[start of Material]
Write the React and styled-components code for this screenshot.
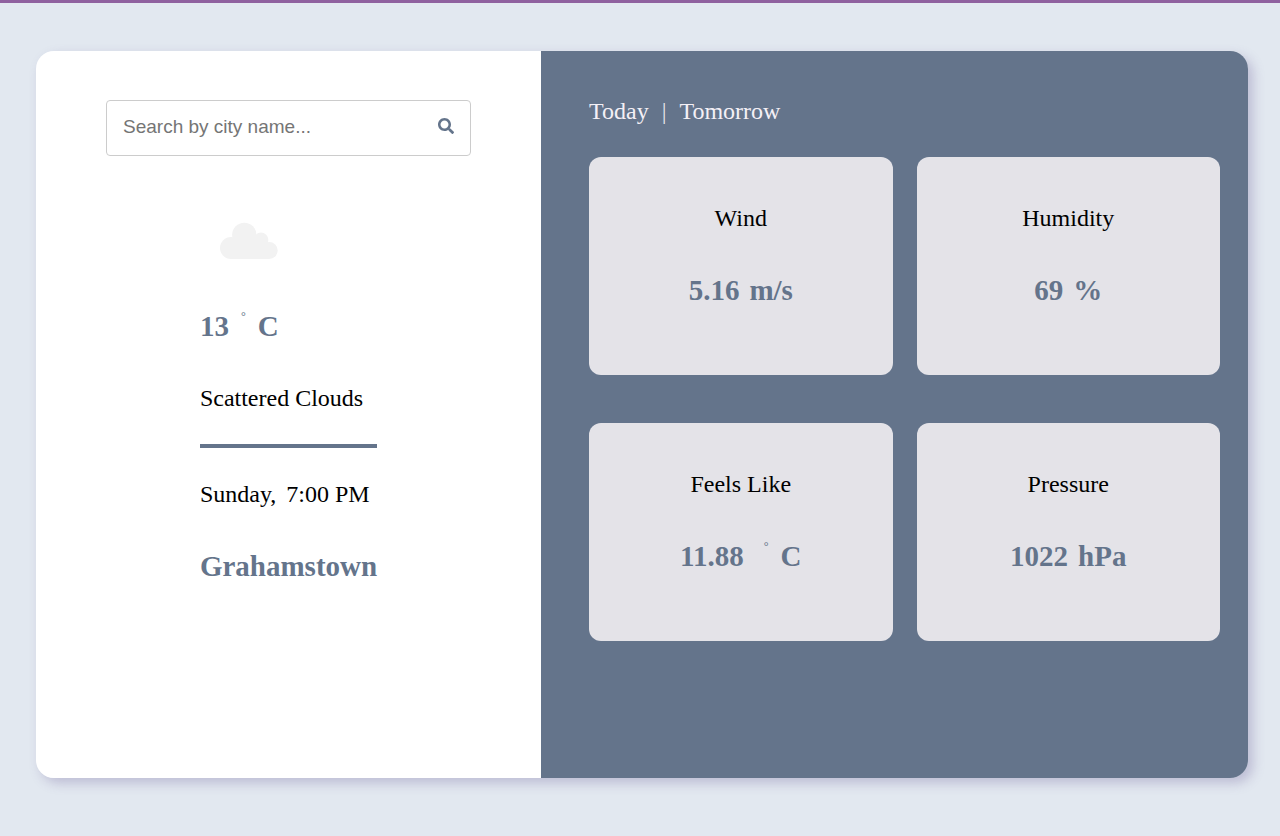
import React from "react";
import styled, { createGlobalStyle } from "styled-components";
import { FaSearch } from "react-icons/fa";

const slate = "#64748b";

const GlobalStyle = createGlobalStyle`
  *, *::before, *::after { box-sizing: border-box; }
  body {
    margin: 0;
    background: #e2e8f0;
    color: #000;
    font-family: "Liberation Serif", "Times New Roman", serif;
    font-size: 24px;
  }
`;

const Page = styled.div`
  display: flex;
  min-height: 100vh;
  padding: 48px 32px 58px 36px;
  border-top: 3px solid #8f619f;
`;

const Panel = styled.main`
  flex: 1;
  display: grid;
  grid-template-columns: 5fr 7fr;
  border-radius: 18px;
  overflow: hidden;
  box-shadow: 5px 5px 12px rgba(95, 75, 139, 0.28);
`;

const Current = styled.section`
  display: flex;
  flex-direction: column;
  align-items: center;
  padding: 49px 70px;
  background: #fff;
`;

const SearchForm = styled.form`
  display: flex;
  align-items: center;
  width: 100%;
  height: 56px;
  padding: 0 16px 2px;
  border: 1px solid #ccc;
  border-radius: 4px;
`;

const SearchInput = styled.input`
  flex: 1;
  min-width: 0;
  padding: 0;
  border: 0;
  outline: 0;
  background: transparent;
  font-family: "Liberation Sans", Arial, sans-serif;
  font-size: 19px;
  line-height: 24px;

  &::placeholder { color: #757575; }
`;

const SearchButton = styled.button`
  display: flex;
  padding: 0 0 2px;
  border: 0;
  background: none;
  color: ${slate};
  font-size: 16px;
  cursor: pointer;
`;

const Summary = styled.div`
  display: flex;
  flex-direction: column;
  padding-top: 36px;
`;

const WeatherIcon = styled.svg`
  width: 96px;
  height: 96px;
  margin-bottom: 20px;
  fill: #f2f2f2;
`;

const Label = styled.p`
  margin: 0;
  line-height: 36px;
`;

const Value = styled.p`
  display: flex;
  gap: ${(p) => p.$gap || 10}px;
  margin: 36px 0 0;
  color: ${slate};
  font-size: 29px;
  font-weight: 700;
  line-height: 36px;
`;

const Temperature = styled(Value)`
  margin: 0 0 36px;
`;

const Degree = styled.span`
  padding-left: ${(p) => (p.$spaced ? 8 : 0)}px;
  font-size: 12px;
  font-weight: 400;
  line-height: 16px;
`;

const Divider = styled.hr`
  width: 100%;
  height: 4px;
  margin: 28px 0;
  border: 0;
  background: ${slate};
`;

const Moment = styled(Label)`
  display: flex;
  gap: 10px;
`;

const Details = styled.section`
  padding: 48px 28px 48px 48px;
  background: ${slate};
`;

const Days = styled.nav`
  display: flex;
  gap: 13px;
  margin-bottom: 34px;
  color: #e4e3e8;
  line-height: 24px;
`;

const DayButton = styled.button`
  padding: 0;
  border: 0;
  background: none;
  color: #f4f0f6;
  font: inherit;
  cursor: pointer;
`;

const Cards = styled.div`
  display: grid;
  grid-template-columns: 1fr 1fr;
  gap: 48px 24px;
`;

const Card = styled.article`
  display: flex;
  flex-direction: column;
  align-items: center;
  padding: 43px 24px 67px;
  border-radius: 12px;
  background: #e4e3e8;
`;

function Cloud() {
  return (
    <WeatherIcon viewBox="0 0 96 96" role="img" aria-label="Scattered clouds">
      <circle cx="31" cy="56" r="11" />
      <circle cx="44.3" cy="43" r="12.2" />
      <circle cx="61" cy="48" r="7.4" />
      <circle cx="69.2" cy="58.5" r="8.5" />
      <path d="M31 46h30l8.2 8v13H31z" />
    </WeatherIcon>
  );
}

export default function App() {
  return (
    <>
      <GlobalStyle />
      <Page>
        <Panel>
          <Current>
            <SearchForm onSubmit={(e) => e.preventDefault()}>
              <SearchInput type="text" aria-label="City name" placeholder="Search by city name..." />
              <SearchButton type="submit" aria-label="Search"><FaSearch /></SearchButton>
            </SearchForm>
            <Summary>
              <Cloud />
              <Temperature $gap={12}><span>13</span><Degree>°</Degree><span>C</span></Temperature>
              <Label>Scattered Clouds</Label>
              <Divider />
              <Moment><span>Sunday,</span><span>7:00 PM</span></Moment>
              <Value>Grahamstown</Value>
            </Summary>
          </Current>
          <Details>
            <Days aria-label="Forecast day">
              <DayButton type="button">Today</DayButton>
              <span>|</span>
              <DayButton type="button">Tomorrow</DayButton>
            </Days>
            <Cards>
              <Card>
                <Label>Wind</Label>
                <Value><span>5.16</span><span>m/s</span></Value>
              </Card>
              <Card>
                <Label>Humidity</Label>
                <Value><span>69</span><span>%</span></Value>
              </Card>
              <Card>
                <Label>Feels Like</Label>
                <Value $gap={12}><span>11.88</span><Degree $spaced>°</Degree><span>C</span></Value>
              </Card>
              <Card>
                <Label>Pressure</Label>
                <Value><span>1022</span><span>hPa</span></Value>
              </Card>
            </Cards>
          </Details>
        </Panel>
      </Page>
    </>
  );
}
[end of Material]
▶ [Work required] Do not include the images; transcribe the rest of the listing exactly.

▶ [Exercise solution]
Write the React and styled-components code for this screenshot.
import React from "react";
import styled, { createGlobalStyle } from "styled-components";
import { FaSearch } from "react-icons/fa";

const slate = "#64748b";

const GlobalStyle = createGlobalStyle`
  *, *::before, *::after { box-sizing: border-box; }
  body {
    margin: 0;
    background: #e2e8f0;
    color: #000;
    font-family: "Liberation Serif", "Times New Roman", serif;
    font-size: 24px;
  }
`;

const Page = styled.div`
  display: flex;
  min-height: 100vh;
  padding: 48px 32px 58px 36px;
  border-top: 3px solid #8f619f;
`;

const Panel = styled.main`
  flex: 1;
  display: grid;
  grid-template-columns: 5fr 7fr;
  border-radius: 18px;
  overflow: hidden;
  box-shadow: 5px 5px 12px rgba(95, 75, 139, 0.28);
`;

const Current = styled.section`
  display: flex;
  flex-direction: column;
  align-items: center;
  padding: 49px 70px;
  background: #fff;
`;

const SearchForm = styled.form`
  display: flex;
  align-items: center;
  width: 100%;
  height: 56px;
  padding: 0 16px 2px;
  border: 1px solid #ccc;
  border-radius: 4px;
`;

const SearchInput = styled.input`
  flex: 1;
  min-width: 0;
  padding: 0;
  border: 0;
  outline: 0;
  background: transparent;
  font-family: "Liberation Sans", Arial, sans-serif;
  font-size: 19px;
  line-height: 24px;

  &::placeholder { color: #757575; }
`;

const SearchButton = styled.button`
  display: flex;
  padding: 0 0 2px;
  border: 0;
  background: none;
  color: ${slate};
  font-size: 16px;
  cursor: pointer;
`;

const Summary = styled.div`
  display: flex;
  flex-direction: column;
  padding-top: 36px;
`;

const WeatherIcon = styled.svg`
  width: 96px;
  height: 96px;
  margin-bottom: 20px;
  fill: #f2f2f2;
`;

const Label = styled.p`
  margin: 0;
  line-height: 36px;
`;

const Value = styled.p`
  display: flex;
  gap: ${(p) => p.$gap || 10}px;
  margin: 36px 0 0;
  color: ${slate};
  font-size: 29px;
  font-weight: 700;
  line-height: 36px;
`;

const Temperature = styled(Value)`
  margin: 0 0 36px;
`;

const Degree = styled.span`
  padding-left: ${(p) => (p.$spaced ? 8 : 0)}px;
  font-size: 12px;
  font-weight: 400;
  line-height: 16px;
`;

const Divider = styled.hr`
  width: 100%;
  height: 4px;
  margin: 28px 0;
  border: 0;
  background: ${slate};
`;

const Moment = styled(Label)`
  display: flex;
  gap: 10px;
`;

const Details = styled.section`
  padding: 48px 28px 48px 48px;
  background: ${slate};
`;

const Days = styled.nav`
  display: flex;
  gap: 13px;
  margin-bottom: 34px;
  color: #e4e3e8;
  line-height: 24px;
`;

const DayButton = styled.button`
  padding: 0;
  border: 0;
  background: none;
  color: #f4f0f6;
  font: inherit;
  cursor: pointer;
`;

const Cards = styled.div`
  display: grid;
  grid-template-columns: 1fr 1fr;
  gap: 48px 24px;
`;

const Card = styled.article`
  display: flex;
  flex-direction: column;
  align-items: center;
  padding: 43px 24px 67px;
  border-radius: 12px;
  background: #e4e3e8;
`;

function Cloud() {
  return (
    <WeatherIcon viewBox="0 0 96 96" role="img" aria-label="Scattered clouds">
      <circle cx="31" cy="56" r="11" />
      <circle cx="44.3" cy="43" r="12.2" />
      <circle cx="61" cy="48" r="7.4" />
      <circle cx="69.2" cy="58.5" r="8.5" />
      <path d="M31 46h30l8.2 8v13H31z" />
    </WeatherIcon>
  );
}

export default function App() {
  return (
    <>
      <GlobalStyle />
      <Page>
        <Panel>
          <Current>
            <SearchForm onSubmit={(e) => e.preventDefault()}>
              <SearchInput type="text" aria-label="City name" placeholder="Search by city name..." />
              <SearchButton type="submit" aria-label="Search"><FaSearch /></SearchButton>
            </SearchForm>
            <Summary>
              <Cloud />
              <Temperature $gap={12}><span>13</span><Degree>°</Degree><span>C</span></Temperature>
              <Label>Scattered Clouds</Label>
              <Divider />
              <Moment><span>Sunday,</span><span>7:00 PM</span></Moment>
              <Value>Grahamstown</Value>
            </Summary>
          </Current>
          <Details>
            <Days aria-label="Forecast day">
              <DayButton type="button">Today</DayButton>
              <span>|</span>
              <DayButton type="button">Tomorrow</DayButton>
            </Days>
            <Cards>
              <Card>
                <Label>Wind</Label>
                <Value><span>5.16</span><span>m/s</span></Value>
              </Card>
              <Card>
                <Label>Humidity</Label>
                <Value><span>69</span><span>%</span></Value>
              </Card>
              <Card>
                <Label>Feels Like</Label>
                <Value $gap={12}><span>11.88</span><Degree $spaced>°</Degree><span>C</span></Value>
              </Card>
              <Card>
                <Label>Pressure</Label>
                <Value><span>1022</span><span>hPa</span></Value>
              </Card>
            </Cards>
          </Details>
        </Panel>
      </Page>
    </>
  );
}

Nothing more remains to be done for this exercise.